> **TASK GOAL**
Show all lines of the listing that hold the word "styles".

> **DATA SUPPLIED**

_ _ _ _

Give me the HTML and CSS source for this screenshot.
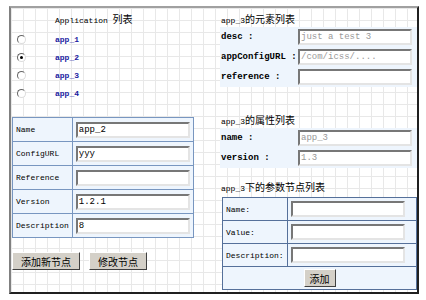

_ _ _ _

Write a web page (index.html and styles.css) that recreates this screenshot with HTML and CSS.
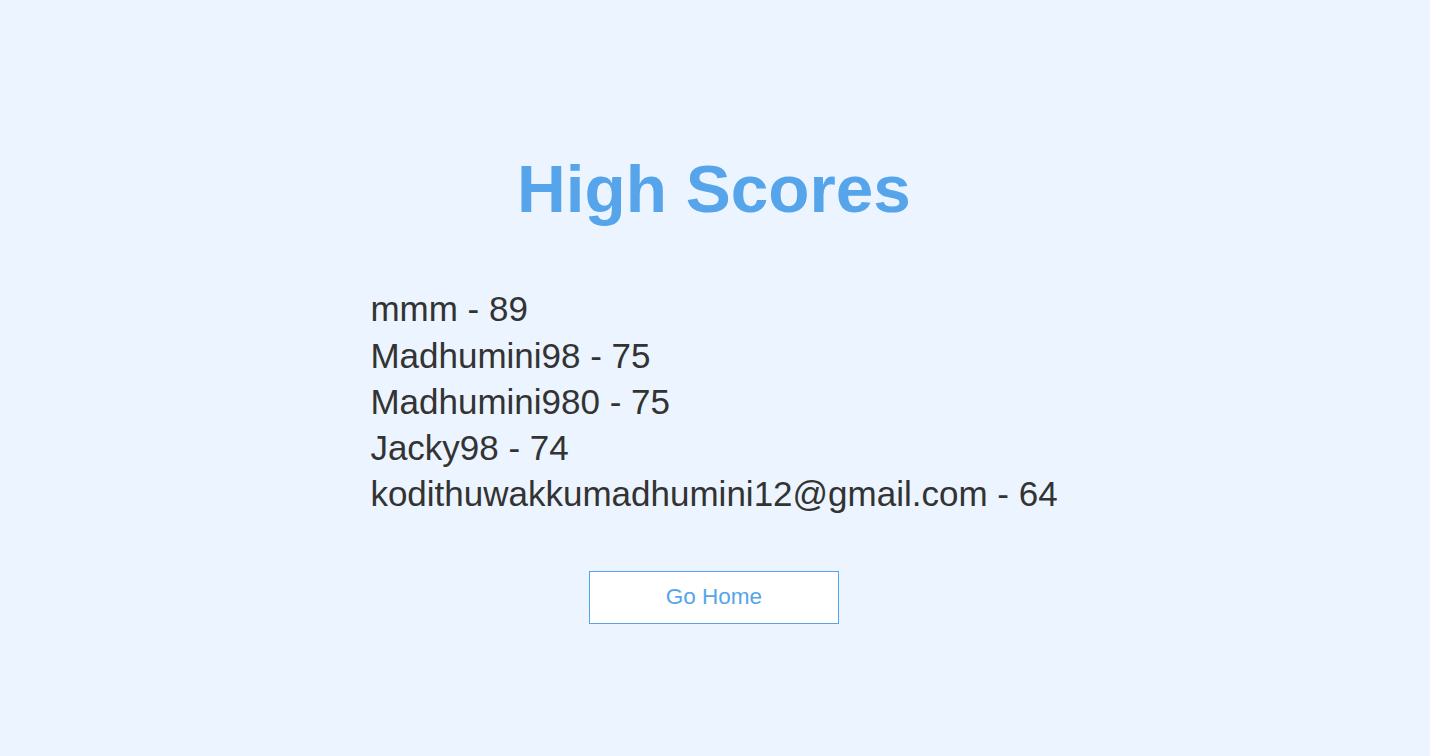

_ _ _ _

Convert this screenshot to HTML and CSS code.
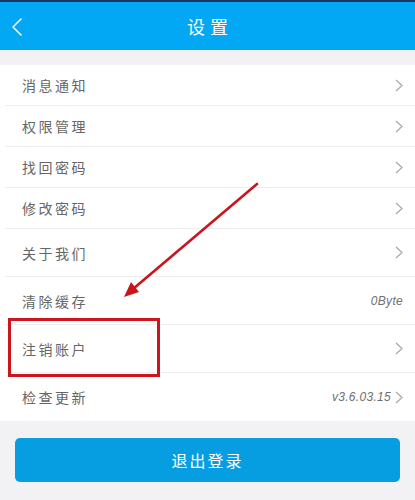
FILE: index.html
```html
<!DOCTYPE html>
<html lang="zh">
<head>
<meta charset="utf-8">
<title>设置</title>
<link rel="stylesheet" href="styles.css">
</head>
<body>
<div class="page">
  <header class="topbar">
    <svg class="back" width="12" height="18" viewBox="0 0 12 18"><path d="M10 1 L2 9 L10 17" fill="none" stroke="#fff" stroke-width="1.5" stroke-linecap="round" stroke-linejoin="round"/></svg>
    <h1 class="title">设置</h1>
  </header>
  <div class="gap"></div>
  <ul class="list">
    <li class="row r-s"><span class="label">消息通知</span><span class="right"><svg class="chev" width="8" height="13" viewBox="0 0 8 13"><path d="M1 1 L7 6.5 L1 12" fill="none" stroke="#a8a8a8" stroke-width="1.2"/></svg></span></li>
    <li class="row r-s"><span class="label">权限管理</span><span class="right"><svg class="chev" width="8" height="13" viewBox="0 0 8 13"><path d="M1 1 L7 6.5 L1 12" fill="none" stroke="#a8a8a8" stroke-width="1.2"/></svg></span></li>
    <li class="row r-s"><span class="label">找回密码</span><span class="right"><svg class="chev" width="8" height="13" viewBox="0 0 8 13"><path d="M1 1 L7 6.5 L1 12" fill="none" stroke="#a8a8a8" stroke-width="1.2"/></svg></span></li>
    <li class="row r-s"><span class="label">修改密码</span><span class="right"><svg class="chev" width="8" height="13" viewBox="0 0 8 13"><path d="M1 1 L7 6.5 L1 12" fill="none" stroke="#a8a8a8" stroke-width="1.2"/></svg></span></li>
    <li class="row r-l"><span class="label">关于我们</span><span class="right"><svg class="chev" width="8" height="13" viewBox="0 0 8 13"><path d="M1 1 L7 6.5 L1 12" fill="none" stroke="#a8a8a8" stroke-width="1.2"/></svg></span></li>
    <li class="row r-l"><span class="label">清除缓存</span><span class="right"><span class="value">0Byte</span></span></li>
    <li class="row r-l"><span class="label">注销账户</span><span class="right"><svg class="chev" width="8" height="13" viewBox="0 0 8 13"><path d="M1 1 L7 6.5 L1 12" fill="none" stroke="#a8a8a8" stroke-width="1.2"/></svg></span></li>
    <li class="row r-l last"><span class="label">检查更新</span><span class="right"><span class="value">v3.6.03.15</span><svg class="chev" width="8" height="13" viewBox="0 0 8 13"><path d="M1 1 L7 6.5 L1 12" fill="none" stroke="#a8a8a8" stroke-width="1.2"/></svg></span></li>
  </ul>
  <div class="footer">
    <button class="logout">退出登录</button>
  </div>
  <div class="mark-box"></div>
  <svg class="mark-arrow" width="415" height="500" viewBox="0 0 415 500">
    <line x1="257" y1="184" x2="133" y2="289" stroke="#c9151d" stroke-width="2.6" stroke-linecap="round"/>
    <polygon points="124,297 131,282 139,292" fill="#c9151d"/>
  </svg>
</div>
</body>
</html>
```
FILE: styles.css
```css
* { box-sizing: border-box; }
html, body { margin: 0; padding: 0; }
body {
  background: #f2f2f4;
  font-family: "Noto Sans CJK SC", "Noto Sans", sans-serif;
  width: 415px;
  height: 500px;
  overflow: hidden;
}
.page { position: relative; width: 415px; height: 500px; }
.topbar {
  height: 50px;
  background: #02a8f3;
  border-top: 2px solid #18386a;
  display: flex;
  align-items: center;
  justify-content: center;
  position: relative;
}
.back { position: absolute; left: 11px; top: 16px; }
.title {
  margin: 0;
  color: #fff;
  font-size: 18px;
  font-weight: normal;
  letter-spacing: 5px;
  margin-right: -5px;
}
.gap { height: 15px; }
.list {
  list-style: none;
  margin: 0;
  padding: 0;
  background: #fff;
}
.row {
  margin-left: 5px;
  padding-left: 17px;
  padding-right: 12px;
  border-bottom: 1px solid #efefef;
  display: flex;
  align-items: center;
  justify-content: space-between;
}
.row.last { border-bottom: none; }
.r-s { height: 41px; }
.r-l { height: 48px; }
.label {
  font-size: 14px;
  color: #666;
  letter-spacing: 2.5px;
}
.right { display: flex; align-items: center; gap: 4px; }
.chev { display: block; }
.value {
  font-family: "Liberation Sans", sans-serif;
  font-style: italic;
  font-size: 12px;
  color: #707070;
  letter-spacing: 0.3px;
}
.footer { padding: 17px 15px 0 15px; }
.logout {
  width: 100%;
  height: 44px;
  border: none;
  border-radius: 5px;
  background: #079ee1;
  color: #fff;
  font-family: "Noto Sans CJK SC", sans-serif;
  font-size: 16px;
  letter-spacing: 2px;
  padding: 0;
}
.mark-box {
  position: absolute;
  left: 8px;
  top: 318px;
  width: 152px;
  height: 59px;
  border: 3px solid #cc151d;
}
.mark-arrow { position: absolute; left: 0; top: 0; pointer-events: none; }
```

_ _ _ _

> **FINISHED ANSWER**
Write a web page (index.html and styles.css) that recreates this screenshot with HTML and CSS.
<link rel="stylesheet" href="styles.css">
FILE: styles.css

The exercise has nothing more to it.